E os artistas vão usando este tema para fazer arte...

Sim. Em Moçambique, tivemos um período onde o Governo instituiu um programa de formação para os artistas usarem as armas e transformá-las em arte. Um dos nomes mais sonantes é o do Gonçalo Mabunda, as suas peças são feitas com pedaços de armas, munições.

Como é que o Estado moçambicano olha para a arte?

Acho que o nosso Estado precisa de fazer um pouco de mais esforço, precisa engajar mais os artistas com artes mais variadas, porque acho que o nosso Estado ainda tem uma visão um pouco limitada do que é a arte. Depois há algumas barreiras como: só é artista quem está listado na associação X. Então, isto limita muito o engajamento do Estado, mas digamos que o que existe não é muito.

Mas há iniciativas?

A última que lembro do nosso Estado foi durante a pandemia, altura em que se criou um `fundozinho" de apoio aos artistas, mas o valor era pouco e tinha muitas limitações no acesso ao fundo. A maioria dos artistas, quando quer produzir, depende muito de outras instituições culturais ligadas às Embaixadas. Temos de esperar as chamadas abertas do Centro Cultural Português, do Alemão e outros. Ou nos candidatamos a estes fundos, como o PROCULTURA, mas é muito limitado. E há um ou outro artista que consegue candidatar-se a um fundo, ou a uma residência artística fora.

Tem mais trabalhos fora ou dentro de Maputo?

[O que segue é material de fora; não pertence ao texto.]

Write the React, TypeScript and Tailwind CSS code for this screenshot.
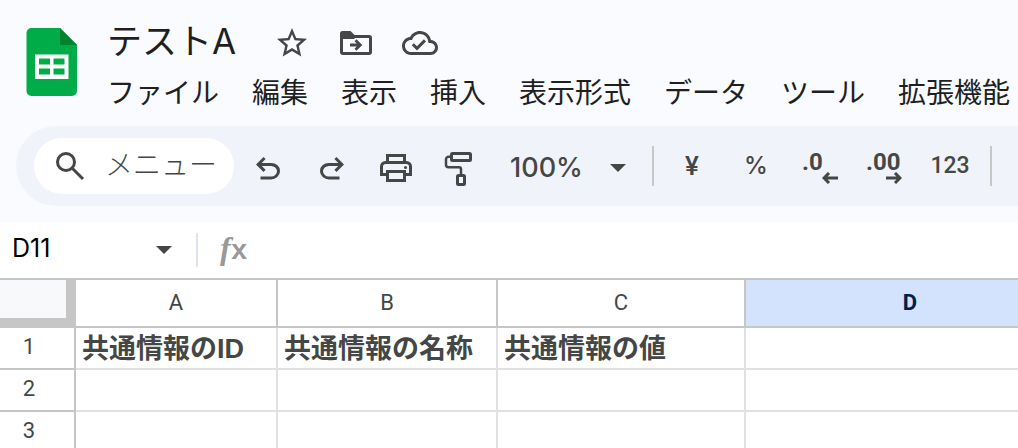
import React from 'react';

const menus = ['ファイル', '編集', '表示', '挿入', '表示形式', 'データ', 'ツール', '拡張機能'];

const columns = [
  { name: 'A', selected: false },
  { name: 'B', selected: false },
  { name: 'C', selected: false },
  { name: 'D', selected: true },
];

const rows = [
  ['共通情報のID', '共通情報の名称', '共通情報の値', ''],
  ['', '', '', ''],
  ['', '', '', ''],
];

const SheetsLogo = () => (
  <svg width="52" height="70" viewBox="0 0 52 70" aria-hidden="true">
    <path d="M5 1h29l17 17v46a5 5 0 0 1-5 5H5.500a5 5 0 0 1-5-5V6a5 5 0 0 1 5-5z" fill="#00ac47" />
    <path d="M34 1l17 17H34z" fill="#00832d" />
    <path
      d="M9 27.500h33.500v24.500H9zM13 31.500v6h11v-6zM27.500 31.500v6h11v-6zM13 41.500v6h11v-6zM27.500 41.500v6h11v-6z"
      fill="#fff"
      fillRule="evenodd"
    />
  </svg>
);

const StarIcon = () => (
  <svg width="36" height="36" viewBox="0 0 24 24" fill="currentColor" aria-hidden="true">
    <path d="M22 9.240l-7.190-.62L12 2 9.190 8.630 2 9.240l5.460 4.730L5.820 21 12 17.270 18.180 21l-1.630-7.030L22 9.240zM12 15.400l-3.760 2.270 1-4.280-3.320-2.880 4.380-.38L12 6.100l1.710 4.040 4.380.38-3.320 2.880 1 4.280L12 15.400z" />
  </svg>
);

const MoveIcon = () => (
  <svg width="36" height="36" viewBox="0 0 36 36" aria-hidden="true">
    <path d="M2 14V8.500A2.500 2.500 0 0 1 4.500 6h8l4 4v4z" fill="currentColor" />
    <rect x="3.500" y="11.500" width="29" height="17" rx="1.500" fill="none" stroke="currentColor" strokeWidth="3" />
    <path d="M12 20h10M17.500 15.200l4.800 4.800-4.800 4.800" fill="none" stroke="currentColor" strokeWidth="2.800" />
  </svg>
);

const CloudDoneIcon = () => (
  <svg width="36" height="36" viewBox="0 0 24 24" fill="currentColor" aria-hidden="true">
    <path d="M19.350 10.040C18.670 6.590 15.640 4 12 4 9.110 4 6.600 5.640 5.350 8.040 2.340 8.360 0 10.910 0 14c0 3.310 2.690 6 6 6h13c2.760 0 5-2.240 5-5 0-2.640-2.050-4.780-4.650-4.960zM19 18H6c-2.210 0-4-1.790-4-4 0-2.050 1.530-3.760 3.560-3.970l1.070-.11.5-.95C8.080 7.140 9.940 6 12 6c2.620 0 4.880 1.860 5.390 4.430l.3 1.500 1.530.11c1.560.1 2.780 1.410 2.780 2.960 0 1.650-1.350 3-3 3zm-9-3.820l-2.090-2.090L6.500 13.500 10 17l6.010-6.010-1.410-1.410z" />
  </svg>
);

const SearchIcon = () => (
  <svg width="36" height="36" viewBox="0 0 36 36" fill="none" stroke="currentColor" strokeWidth="3" aria-hidden="true">
    <circle cx="14" cy="14" r="8.500" />
    <path d="M20 20l11 11" />
  </svg>
);

const UndoIcon = ({ className }: { className?: string }) => (
  <svg width="36" height="36" viewBox="0 -985 960 960" fill="currentColor" className={className} aria-hidden="true">
    <path d="M280-200v-80h284q63 0 109.500-40T720-420q0-60-46.500-100T564-560H312l104 104-56 56-200-200 200-200 56 56-104 104h252q97 0 169.500 63T800-420q0 94-72.500 157T564-200H280Z" />
  </svg>
);

const PrintIcon = () => (
  <svg width="36" height="36" viewBox="0 0 36 36" fill="none" stroke="currentColor" strokeWidth="3" aria-hidden="true">
    <path d="M9.500 12V5.500h17V12" />
    <path d="M9.500 24.500h-6v-8a4 4 0 0 1 4-4h21a4 4 0 0 1 4 4v8h-6" />
    <rect x="9.500" y="21.500" width="17" height="9" />
    <circle cx="27.500" cy="17.500" r="1.500" fill="currentColor" stroke="none" />
  </svg>
);

const PaintIcon = () => (
  <svg width="36" height="36" viewBox="0 0 36 36" fill="none" stroke="currentColor" aria-hidden="true">
    <rect x="9.500" y="3.500" width="19" height="7" rx="1" strokeWidth="3" />
    <path d="M8.500 6.800H6.500a2.500 2.500 0 0 0-2.500 2.500v5.500A2.500 2.500 0 0 0 6.500 17.300H17a2 2 0 0 1 2 2V24" strokeWidth="2.500" />
    <rect x="15.500" y="25.500" width="7" height="9" rx="1" strokeWidth="3" />
  </svg>
);

const Caret = () => (
  <svg width="16" height="8" viewBox="0 0 16 8" fill="currentColor" aria-hidden="true">
    <path d="M0 0h16L8 8z" />
  </svg>
);

const Arrow = ({ className }: { className?: string }) => (
  <svg width="16" height="12" viewBox="0 0 16 12" fill="none" stroke="currentColor" strokeWidth="3" className={className} aria-hidden="true">
    <path d="M16 6H2M7 1L2 6l5 5" />
  </svg>
);

const toolButton = 'flex h-14 w-16 shrink-0 items-center justify-center';

const App: React.FC = () => {
  return (
    <div className="flex h-screen flex-col overflow-hidden bg-white font-['Roboto','Noto_Sans_CJK_JP',sans-serif] text-[#444746]">
      <header className="shrink-0 bg-[#f9fbff] pt-[25px] pb-4">
        <div className="flex">
          <a href="#" aria-label="スプレッドシート ホーム" className="mt-0.5 ml-[26px] shrink-0">
            <SheetsLogo />
          </a>
          <div className="ml-[29px] min-w-0">
            <div className="flex h-9 items-center gap-7">
              <h1 className="min-w-[139px] pb-1 font-['Inter','Noto_Sans_CJK_JP',sans-serif] text-[35px] leading-9 whitespace-nowrap text-[#1f1f1f]">
                テストA
              </h1>
              <button aria-label="スターを付ける"><StarIcon /></button>
              <button aria-label="移動"><MoveIcon /></button>
              <button aria-label="保存済み"><CloudDoneIcon /></button>
            </div>
            <nav className="mt-3.5 flex h-[38px] items-center gap-[33px] text-[28px] text-[#1f1f1f]">
              {menus.map(menu => (
                <button key={menu} className="shrink-0 whitespace-nowrap">{menu}</button>
              ))}
            </nav>
          </div>
        </div>

        {/* Toolbar */}
        <div className="mt-[13px] ml-4 flex h-20 items-center overflow-hidden rounded-l-full bg-[#f0f3fa] pl-[18px]">
          <label className="mr-0.5 flex h-14 w-[200px] shrink-0 items-center rounded-full bg-white pl-[18px]">
            <SearchIcon />
            <input
              type="text"
              aria-label="メニュー"
              placeholder="メニュー"
              className="ml-[17px] w-[120px] bg-transparent text-[28px] font-light outline-none placeholder:text-[#444746]"
            />
          </label>
          <button className={`${toolButton} pt-1`} aria-label="元に戻す"><UndoIcon /></button>
          <button className={`${toolButton} pt-1`} aria-label="やり直し"><UndoIcon className="-scale-x-100" /></button>
          <button className={`${toolButton} pt-1`} aria-label="印刷"><PrintIcon /></button>
          <button className={`${toolButton} pt-1`} aria-label="書式を貼り付け"><PaintIcon /></button>
          <button className="flex h-14 w-40 shrink-0 items-center justify-between pt-1 pr-[26px] pl-[18px] font-['Inter',sans-serif] text-[27px] font-medium">
            100%
            <Caret />
          </button>
          <div className="mr-1.5 h-10 w-0.5 shrink-0 bg-[#c7c7c7]" />
          <button className={`${toolButton} text-[26px] font-medium`}>¥</button>
          <button className={`${toolButton} font-['Inter',sans-serif] text-2xl font-medium`}>%</button>
          <button className={`${toolButton} pt-1`} aria-label="小数点以下の桁数を減らす">
            <span className="flex w-9 flex-col text-left">
              <span className="text-2xl leading-5 font-bold">.0</span>
              <Arrow className="self-end" />
            </span>
          </button>
          <button className={`${toolButton} pt-1`} aria-label="小数点以下の桁数を増やす">
            <span className="flex w-9 flex-col text-left">
              <span className="text-2xl leading-5 font-bold">.00</span>
              <Arrow className="-scale-x-100 self-end" />
            </span>
          </button>
          <button className="flex h-14 w-[68px] shrink-0 items-center justify-center text-[23px] font-medium">123</button>
          <div className="ml-1.5 h-10 w-0.5 shrink-0 bg-[#c7c7c7]" />
        </div>
      </header>

      {/* Name box and formula bar */}
      <div className="flex h-14 shrink-0 items-center">
        <button className="flex w-[196px] shrink-0 items-center justify-between pr-6 pl-3 font-['Inter',sans-serif] text-[25px] text-black">
          <span className="pb-0.5">D11</span>
          <span className="text-[#444746]"><Caret /></span>
        </button>
        <div className="h-[34px] w-0.5 bg-[#dde3ee]" />
        <label htmlFor="formula" className="ml-[22px] flex items-baseline text-[#999]">
          <span className="font-['Liberation_Serif',serif] text-[32px] leading-8 font-bold italic">f</span>
          <span className="font-['Liberation_Mono',monospace] text-[28px] leading-8 font-bold">x</span>
        </label>
        <input id="formula" type="text" className="ml-4 min-w-0 flex-1 text-[26px] outline-none" />
      </div>

      <div className="min-h-0 flex-1 overflow-hidden border-t-2 border-[#c4c7c5]">
        <table className="w-[1076px] table-fixed border-separate border-spacing-0">
          <colgroup>
            <col className="w-[76px]" />
            <col className="w-[202px]" />
            <col className="w-[220px]" />
            <col className="w-[248px]" />
            <col className="w-[330px]" />
          </colgroup>
          <thead>
            <tr className="h-12">
              <th className="border-r-[10px] border-b-[10px] border-[#c6c6c6] bg-[#f8f9fb] p-0" aria-label="すべて選択" />
              {columns.map(col => (
                <th
                  key={col.name}
                  className={`border-r-2 border-b-2 border-[#c4c7c5] p-0 pb-0.5 text-[22px] ${
                    col.selected ? 'bg-[#d3e3fd] font-bold text-[#041e49]' : 'font-normal'
                  }`}
                >
                  {col.name}
                </th>
              ))}
            </tr>
          </thead>
          <tbody>
            {rows.map((cells, i) => (
              <tr key={i} className="h-[42px]">
                <th className="border-r-2 border-b-2 border-[#c4c7c5] p-0 pr-4 pb-0.5 text-[22px] leading-9 font-normal">{i + 1}</th>
                {cells.map((cell, j) => (
                  <td
                    key={j}
                    className="border-r-2 border-b-2 border-[#e1e1e1] p-0 pt-0.5 pl-1.5 font-['Liberation_Sans','Noto_Sans_CJK_JP',sans-serif] text-[27px] leading-9 font-bold whitespace-nowrap"
                  >
                    {cell}
                  </td>
                ))}
              </tr>
            ))}
          </tbody>
        </table>
      </div>
    </div>
  );
};

export default App;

Estes considero-os os meus primeiros anos a fazer residências artísticas, porque quero espaços para explorar. Ainda não comecei o meu processo de explorar vendas. E isto é algo que estive a falar com algumas colegas. Eu sinto que o artista angolano começa logo a vender as obras de forma brilhante. O mesmo não acontece lá, pelo menos os artistas da minha geração, é expor para criar nome, não há muito foco em vendas.

Mas existe mercado?

Às vezes, parece que não é esperado que o artista emergente consiga vender ou tenha algo para vender. Também não sei se temos uma grande camada de coleccionadores. E imagina que, por volta de 2017, os artistas emergentes tiveram de vender prints. Ou seja, faço um quadro e como a maior do público que engaja comigo não tem condições para comprar, então, faço scanner.